More than 370 bus drivers and inspectors have been recruited by the biggest company in the West Midlands since April, it can be revealed today.
National Express West Midlands is planning to employ 1,700 people over three years and began a recruitment drive earlier this year.
So far 361 drivers and 12 inspectors have been taken on with bosses saying they are ahead of where they planned to be.
Many of the jobs have been made available due to a spate of drivers reaching retirement age.
The recruitment is a welcome boost for the region’s economy which continues to be one of the hardest hit in the country for unemployment.
National Express West Midlands employs 5,500 people on its bus and tram operations, as it also runs the Midland Metro.
Managing director Peter Coates said a large number of the recruits had been women.
He said: “We still have vacancies but we’ve been successful in recruiting, particularly in getting lady drivers to come to work for us.
“We want the bus company to reflect the people it serves.
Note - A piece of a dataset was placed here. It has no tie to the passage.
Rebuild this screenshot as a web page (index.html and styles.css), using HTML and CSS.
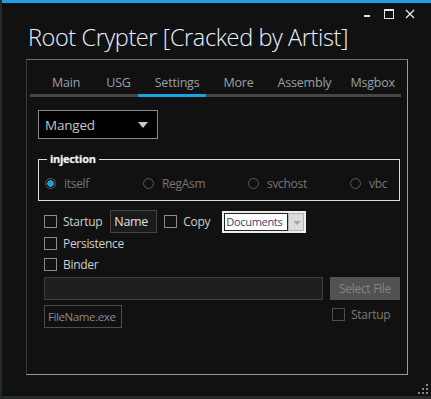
FILE: index.html
```html
<!DOCTYPE html>
<html lang="en">
<head>
    <meta charset="UTF-8">
    <meta name="viewport" content="width=device-width, initial-scale=1.0">
    <title>Root Crypter</title>
    <link rel="stylesheet" href="styles.css">
</head>
<body>
    <div class="window">
        <div class="titlebar">
            <h1 class="title">Root Crypter [Cracked by Artist]</h1>
            <div class="controls">
                <svg class="ctl" width="10" height="10" viewBox="0 0 10 10"><rect x="1" y="6" width="6" height="2" fill="#e6e6e6"/></svg>
                <svg class="ctl" width="10" height="10" viewBox="0 0 10 10"><rect x="0.5" y="0.5" width="9" height="9" fill="none" stroke="#e6e6e6"/><rect x="0" y="0" width="10" height="2" fill="#e6e6e6"/></svg>
                <svg class="ctl" width="10" height="10" viewBox="0 0 10 10"><path d="M1 1 L9 9 M9 1 L1 9" stroke="#e6e6e6" stroke-width="1.4"/></svg>
            </div>
        </div>

        <div class="panel">
            <div class="tabs">
                <span class="tab first">Main</span>
                <span class="tab">USG</span>
                <span class="tab active">Settings</span>
                <span class="tab">More</span>
                <span class="tab">Assembly</span>
                <span class="tab last">Msgbox</span>
            </div>

            <div class="select">
                <span>Manged</span>
                <span class="caret"></span>
            </div>

            <div class="group">
                <span class="group-label">injection</span>
                <div class="radios">
                    <span class="radio checked"><span class="circle"></span>itself</span>
                    <span class="radio"><span class="circle"></span>RegAsm</span>
                    <span class="radio"><span class="circle"></span>svchost</span>
                    <span class="radio"><span class="circle"></span>vbc</span>
                </div>
            </div>

            <div class="row row-one">
                <span class="check"><span class="box"></span>Startup</span>
                <span class="field name-field">Name</span>
                <span class="check"><span class="box"></span>Copy</span>
                <span class="combo">
                    <span class="combo-text">Documents</span>
                    <span class="combo-btn"></span>
                </span>
            </div>
            <div class="row row-two">
                <span class="check"><span class="box"></span>Persistence</span>
            </div>
            <div class="row row-three">
                <span class="check"><span class="box"></span>Binder</span>
            </div>
            <div class="row row-file">
                <span class="field path-field"></span>
                <span class="button">Select File</span>
            </div>
            <div class="row row-last">
                <span class="field exe-field">FileName.exe</span>
                <span class="check dim"><span class="box"></span>Startup</span>
            </div>
        </div>

        <div class="grip">
            <i></i><i></i><i></i><i></i><i></i><i></i>
        </div>
    </div>
</body>
</html>
```

FILE: styles.css
```css
body {
    margin: 0;
    background-color: #24292b;
    font-family: "Open Sans", "Noto Sans", sans-serif;
    overflow: hidden;
}
.window {
    position: relative;
    margin-left: 2px;
    height: 393px;
    background-color: #111111;
    border-top: 3px solid #1ba1e2;
}
.titlebar {
    display: flex;
    justify-content: space-between;
    align-items: flex-start;
    height: 56px;
}
.title {
    margin: 18px 0 0 26px;
    font-size: 23.5px;
    font-weight: 300;
    line-height: 32px;
    letter-spacing: -0.4px;
    color: #eaf2ff;
}
.controls {
    display: flex;
    gap: 11px;
    margin: 6px 16px 0 0;
}
.ctl {
    display: block;
}
.panel {
    box-sizing: border-box;
    width: 382px;
    height: 316px;
    margin-left: 24px;
    border: 1px solid;
    border-color: #6e6e6e #9c9c9c #9c9c9c #3a3a3a;
}
.tabs {
    display: flex;
    margin: 12px 6px 0 3px;
    border-bottom: 3px solid #464646;
}
.tab {
    height: 22px;
    line-height: 22px;
    padding: 0 7px 0 17px;
    font-size: 12.5px;
    letter-spacing: -0.2px;
    color: #9aa0a8;
}
.tab.first {
    margin-left: 5px;
    padding-right: 9px;
}
.tab.last {
    padding-left: 12px;
}
.tab.active {
    border-bottom: 3px solid #1ba1e2;
    margin-bottom: -3px;
}
.select {
    box-sizing: border-box;
    display: flex;
    justify-content: space-between;
    align-items: center;
    width: 120px;
    height: 29px;
    margin: 13px 0 0 11px;
    padding: 0 9px 0 6px;
    background-color: #000;
    border: 1px solid #8a8a8a;
    font-size: 13.5px;
    letter-spacing: -0.2px;
    color: #c4c4c4;
}
.caret {
    width: 0;
    height: 0;
    border-left: 5px solid transparent;
    border-right: 5px solid transparent;
    border-top: 6px solid #c8c8c8;
}
.group {
    position: relative;
    box-sizing: border-box;
    width: 362px;
    height: 42px;
    margin: 20px 0 0 11px;
    padding-top: 13px;
    border: 1px solid #dcdcdc;
}
.group-label {
    position: absolute;
    top: -9px;
    left: 8px;
    padding: 0 3px;
    background-color: #111111;
    font-size: 11px;
    font-weight: 700;
    line-height: 16px;
    letter-spacing: -0.3px;
    color: #f0f0f0;
    text-shadow: 0 0 1px #888;
}
.radios {
    display: grid;
    grid-template-columns: 98px 105px 102px auto;
    padding-left: 6px;
}
.radio {
    display: flex;
    align-items: center;
    gap: 8px;
    height: 20px;
    font-size: 12px;
    letter-spacing: -0.3px;
    color: #767676;
}
.circle {
    box-sizing: border-box;
    width: 11px;
    height: 11px;
    border: 1px solid #5c5c5c;
    border-radius: 50%;
}
.radio.checked .circle {
    background: radial-gradient(circle, #1ba1e2 0 3px, transparent 3.5px);
}
.row {
    display: flex;
    align-items: center;
    margin-left: 17px;
    font-size: 12px;
    letter-spacing: -0.3px;
    color: #cfcfcf;
}
.row-one {
    height: 23px;
    margin-top: 9px;
}
.row-two {
    height: 19px;
    margin-top: 1px;
}
.row-three {
    height: 20px;
    margin-top: 1px;
}
.row-file {
    height: 23px;
    margin-top: 3px;
}
.row-last {
    align-items: flex-start;
    height: 23px;
    margin-top: 5px;
}
.check {
    display: flex;
    align-items: center;
    gap: 6px;
}
.box {
    box-sizing: border-box;
    width: 13px;
    height: 13px;
    border: 1px solid #8c8c8c;
}
.check.dim {
    margin: 1px 0 0 210px;
    color: #7a7a7a;
}
.check.dim .box {
    border-color: #4e4e4e;
}
.field {
    box-sizing: border-box;
    height: 23px;
    line-height: 21px;
    border: 1px solid #444;
    background-color: #1b1b1b;
}
.name-field {
    width: 47px;
    margin: 0 7px 0 8px;
    padding-left: 3px;
    font-size: 12.5px;
    color: #e0e0e0;
}
.combo {
    box-sizing: border-box;
    display: flex;
    width: 84px;
    height: 22px;
    margin-left: 12px;
    padding: 2px;
    background-color: #ececec;
}
.combo-text {
    box-sizing: border-box;
    width: 64px;
    height: 18px;
    padding-left: 1px;
    line-height: 16px;
    border: 1px solid #222;
    background-color: #fff;
    font-size: 11px;
    letter-spacing: -0.3px;
    color: #3c4470;
    overflow: hidden;
}
.combo-btn {
    position: relative;
    flex: 1;
    border: 1px solid #b4b4b4;
    background-color: #dcdcdc;
}
.combo-btn::after {
    content: "";
    position: absolute;
    top: 7px;
    left: 4px;
    border-left: 4px solid transparent;
    border-right: 4px solid transparent;
    border-top: 4px solid #a8a8a8;
}
.path-field {
    width: 279px;
    background-color: #1f1f1f;
    border-color: #3e3e3e;
}
.button {
    box-sizing: border-box;
    width: 70px;
    height: 23px;
    margin-left: 7px;
    line-height: 23px;
    text-align: center;
    background-color: #525252;
    font-size: 12px;
    color: #858585;
}
.exe-field {
    width: 78px;
    padding-left: 3px;
    background-color: #111111;
    border-color: #4c4c4c;
    font-size: 11.5px;
    letter-spacing: -0.4px;
    color: #8a8a8a;
}
.grip {
    position: absolute;
    right: 3px;
    bottom: 2px;
    display: grid;
    grid-template-columns: repeat(3, 2px);
    grid-template-rows: repeat(3, 2px);
    gap: 2px;
}
.grip i {
    background-color: #8a8a8a;
}
.grip i:nth-child(1) {
    grid-area: 1 / 3;
}
.grip i:nth-child(2) {
    grid-area: 2 / 2;
}
.grip i:nth-child(3) {
    grid-area: 2 / 3;
}
.grip i:nth-child(4) {
    grid-area: 3 / 1;
}
.grip i:nth-child(5) {
    grid-area: 3 / 2;
}
.grip i:nth-child(6) {
    grid-area: 3 / 3;
}
```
More than half of our passengers are female.”
The company is also increasing its ticket inspections to cut down on the £2 million a year it loses because of fare dodging.
Mr Coates added: “We’re increasing our revenue protection work. It’s something our customers want us to do because they say it annoys them when they’ve paid their fare and they’re sitting by someone who has not.
“We lose between two and four per cent of our revenue to fraud, abour £2 million a year, and we want to see that come down.
“We doubled our ticket inspections over the last three to four months and we’re going to continue like that for at least another six months and see how it goes.”
National Express is currently drawing up plans for a “smartcard” that would allow people to pre-pay for their travel and take advantage of cheaper fares.
The proposal comes as Mr Coates revealed the company was having to review fares and considering whether to raise them again in January.
Mr Coates said a National Express card was “an option” but that it would take time to develop.
“We don’t want to launch it badly, we would have to get it right and know that people have confidence in the system”, he said.